Caltech
August 8, 2024
Integrated optoelectronic systems for wireless quantum technologies
Emerging technologies that employ quantum physics offer fundamental enhancements in information processing tasks, including sensing, communications, and computing. Various quantum technologies have been demonstrated in the lab illustrating these enhancements. Many of these technologies require specialized infrastructure, limiting their use cases in real-world environments. In this talk, we present the quantum phased array, which generalizes the operating principles of phased arrays and wavefront engineering to quantum fields, and report the first quantum phased array technology.

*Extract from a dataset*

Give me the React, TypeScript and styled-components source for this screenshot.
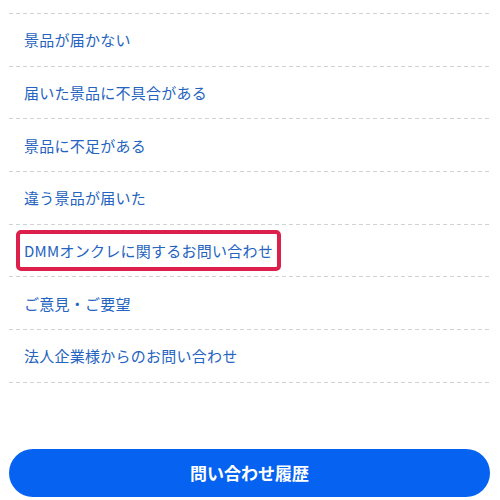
import React from 'react';
import styled, { createGlobalStyle } from 'styled-components';

const GlobalStyle = createGlobalStyle`
    html, body {
        margin: 0;
        padding: 0;
        background: #ffffff;
    }
    body {
        font-family: 'Noto Sans CJK JP', 'Noto Sans', sans-serif;
    }
`;

const Page = styled.div`
    width: 500px;
    height: 500px;
    box-sizing: border-box;
    padding: 13px 10px 0 9px;
    display: flex;
    flex-direction: column;
    overflow: hidden;
`;

const MenuList = styled.ul`
    list-style: none;
    margin: 0;
    padding: 0;
    background-image: repeating-linear-gradient(to right, #d2d2d2 0 4px, transparent 4px 7px);
    background-size: 100% 1px;
    background-repeat: no-repeat;
    background-position: top left;
    padding-top: 1px;
`;

const MenuItem = styled.li`
    height: 51.7px;
    display: flex;
    align-items: center;
    padding-left: 15px;
    background-image: repeating-linear-gradient(to right, #d2d2d2 0 4px, transparent 4px 7px);
    background-size: 100% 1px;
    background-repeat: no-repeat;
    background-position: bottom left;
    padding-bottom: 1px;
`;

const MenuLink = styled.a`
    color: #2563c0;
    font-size: 15px;
    line-height: 33px;
    text-decoration: none;
    letter-spacing: 0.25px;
`;

const Highlight = styled.span`
    display: inline-flex;
    align-items: center;
    margin-left: -8px;
    padding: 0 4px;
    border: 4px solid #dc1f4b;
    border-radius: 5px;
`;

const HistoryButton = styled.button`
    margin-top: 66px;
    height: 48px;
    width: 100%;
    border: none;
    border-radius: 24px;
    background: #0662f0;
    color: #ffffff;
    font-family: 'Noto Sans CJK JP', 'Noto Sans', sans-serif;
    font-size: 17px;
    font-weight: 700;
    cursor: pointer;
`;

const items = [
    { label: '景品が届かない' },
    { label: '届いた景品に不具合がある' },
    { label: '景品に不足がある' },
    { label: '違う景品が届いた' },
    { label: 'DMMオンクレに関するお問い合わせ', marked: true },
    { label: 'ご意見・ご要望' },
    { label: '法人企業様からのお問い合わせ' },
];

const App = () => {
    return (
        <>
            <GlobalStyle />
            <Page>
                <MenuList>
                    {items.map((item, idx) => (
                        <MenuItem key={idx}>
                            {item.marked ? (
                                <Highlight>
                                    <MenuLink href="#">{item.label}</MenuLink>
                                </Highlight>
                            ) : (
                                <MenuLink href="#">{item.label}</MenuLink>
                            )}
                        </MenuItem>
                    ))}
                </MenuList>
                <HistoryButton>問い合わせ履歴</HistoryButton>
            </Page>
        </>
    );
};

export default App;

An integrated photonic-electronic system is used to manipulate free-space quantum information to establish reconfigurable wireless quantum links in a standalone, compact form factor. Such a robust, scalable, and integrated platform with free-space connectivity can enable broad deployment of quantum technologies, expanding their use cases to real-world applications. We report the first, to our knowledge, free-space-to-chip interface for quantum links, enabled by a metamaterial antenna aperture with more than 500,000 sub-wavelength engineered nanophotonic elements and a 32-channel array of quantum coherent receivers. With our platform, we demonstrate 32-pixel imaging of squeezed light for quantum sensing, reconfigurable free-space links for quantum communications, and proof-of-concept entanglement generation for measurement-based quantum computing. This approach offers targeted, real-time, dynamically-adjustable free-space capabilities to integrated quantum systems that can enable wireless quantum technologies.